Sri Lanka plans to send $5 million worth of tea to Iran each month until the debt is settled, said Ramesh Pathirana, head of Sri Lanka’s plantation ministry, according to a BBC News report.
State-run Ceylon Petroleum Corp. has a $250.9 million debt to the National Iranian Oil Co. Sri Lanka wasn’t able to settle the debt through other means as US sanctions prohibit dealings with Iranian banks, but the country said the new arrangement will not violate US or UN sanctions,
Tea “has been categorized as a food item under humanitarian grounds while none of the black-listed Iranian Banks will be involved in the equation,” said Pathirana, according to the news site EconomyNext.

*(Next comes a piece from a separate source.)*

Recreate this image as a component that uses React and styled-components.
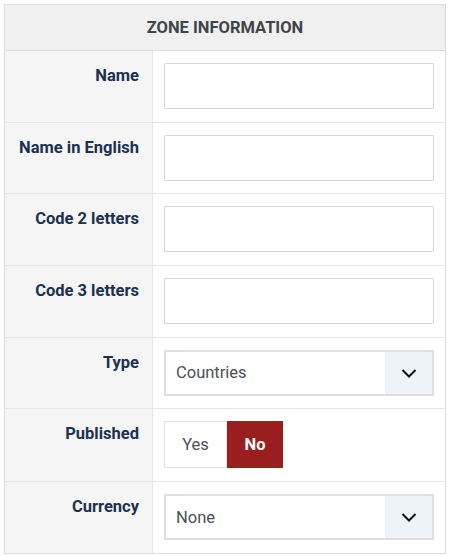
import React from "react"
import styled, { createGlobalStyle } from "styled-components"

const GlobalStyle = createGlobalStyle`
  body {
    margin: 0;
    background: #fff;
    font-family: Roboto, "Liberation Sans", sans-serif;
  }
`

const Page = styled.div`
  padding: 4px;
`

const Table = styled.table`
  width: 442px;
  border-collapse: collapse;
  border: 1px solid #dcdcdc;
  table-layout: fixed;
`

const LabelCol = styled.col`
  width: 148px;
`

const HeadCell = styled.th`
  height: 45px;
  padding: 0;
  background: #f0f0f0;
  color: #404448;
  font-size: 16.5px;
  font-weight: 700;
  text-align: center;
  border-bottom: 1px solid #dcdcdc;
`

const Row = styled.tr`
  border-bottom: 1px solid #e3e6ea;
  &:last-child {
    border-bottom: none;
  }
`

const Label = styled.th`
  box-sizing: border-box;
  padding: 15px 13px 0 6px;
  background: #f5f5f5;
  border-right: 1px solid #e3e6ea;
  text-align: right;
  vertical-align: top;
  color: #1c3050;
  font-size: 16.5px;
  font-weight: 700;
  line-height: 20px;
`

const Field = styled.td`
  padding: 12px 11px 12.7px 11px;
  vertical-align: top;
`

const TextInput = styled.input`
  display: block;
  width: 270px;
  height: 46px;
  box-sizing: border-box;
  border: 1px solid #d3d8de;
  border-radius: 1px;
  padding: 0 10px;
  font: 16px Roboto, "Liberation Sans", sans-serif;
  outline: none;
`

const Select = styled.div`
  display: flex;
  width: 270px;
  height: 46px;
  box-sizing: border-box;
  border: 2px solid #dcdfe3;
  background: #fff;
`

const SelectValue = styled.span`
  flex: 1;
  display: flex;
  align-items: center;
  padding-left: 10px;
  color: #495057;
  font-size: 16.5px;
`

const Caret = styled.span`
  width: 47px;
  display: flex;
  align-items: center;
  justify-content: center;
  background: #eef3fa;
  color: #111;
`

const Toggle = styled.div`
  display: flex;
  height: 47px;
  width: fit-content;
`

const ToggleButton = styled.span`
  display: flex;
  align-items: center;
  justify-content: center;
  width: ${(p) => p.$w}px;
  box-sizing: border-box;
  font-size: 16.5px;
  color: ${(p) => (p.$active ? "#fff" : "#495057")};
  background: ${(p) => (p.$active ? "#9b1e1e" : "#fff")};
  border: 1px solid ${(p) => (p.$active ? "#9b1e1e" : "#dfe2e6")};
  font-weight: ${(p) => (p.$active ? 700 : 400)};
`

const Chevron = () => (
  <svg width="16" height="16" viewBox="0 0 16 16" fill="none">
    <path d="M1.5 5 L8 11.5 L14.5 5" stroke="currentColor" strokeWidth="2" />
  </svg>
)

const SelectBox = ({ value }) => (
  <Select>
    <SelectValue>{value}</SelectValue>
    <Caret>
      <Chevron />
    </Caret>
  </Select>
)

export default function App() {
  return (
    <Page>
      <GlobalStyle />
      <Table>
        <colgroup>
          <LabelCol />
          <col />
        </colgroup>
        <thead>
          <tr>
            <HeadCell colSpan={2}>ZONE INFORMATION</HeadCell>
          </tr>
        </thead>
        <tbody>
          {["Name", "Name in English", "Code 2 letters", "Code 3 letters"].map((l) => (
            <Row key={l}>
              <Label>{l}</Label>
              <Field>
                <TextInput />
              </Field>
            </Row>
          ))}
          <Row>
            <Label>Type</Label>
            <Field>
              <SelectBox value="Countries" />
            </Field>
          </Row>
          <Row>
            <Label>Published</Label>
            <Field>
              <Toggle>
                <ToggleButton $w={63}>Yes</ToggleButton>
                <ToggleButton $w={56} $active>
                  No
                </ToggleButton>
              </Toggle>
            </Field>
          </Row>
          <Row>
            <Label>Currency</Label>
            <Field>
              <SelectBox value="None" />
            </Field>
          </Row>
        </tbody>
      </Table>
    </Page>
  )
}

The barter agreement also comes as Sri Lanka is undergoing severe financial stress. It’s facing a fall in foreign-exchange reserves against high external debt payments and limited financing inflows, Fitch Ratings said last week in downgrading Sri Lanka’s sovereign rating to CC from CCC. The downgrade reflects Fitch’s view that Sri Lanka, which is among the world’s top tea producers, has an increased probability of a default event in the coming months.
The country’s foreign exchange reserves have dropped by roughly $2 billion since August, to $1.6 billion at end of November, or the equivalent to less than one month of current external payments, said Fitch. The ratings group said Sri Lanka faces foreign-currency debt service payments of $6.9 billion in 2022.
The country’s external finances are also challenged in part by a slide in remittances and the blow dealt by the coronavirus pandemic to the economy, as tourism is a key driver, said Fitch.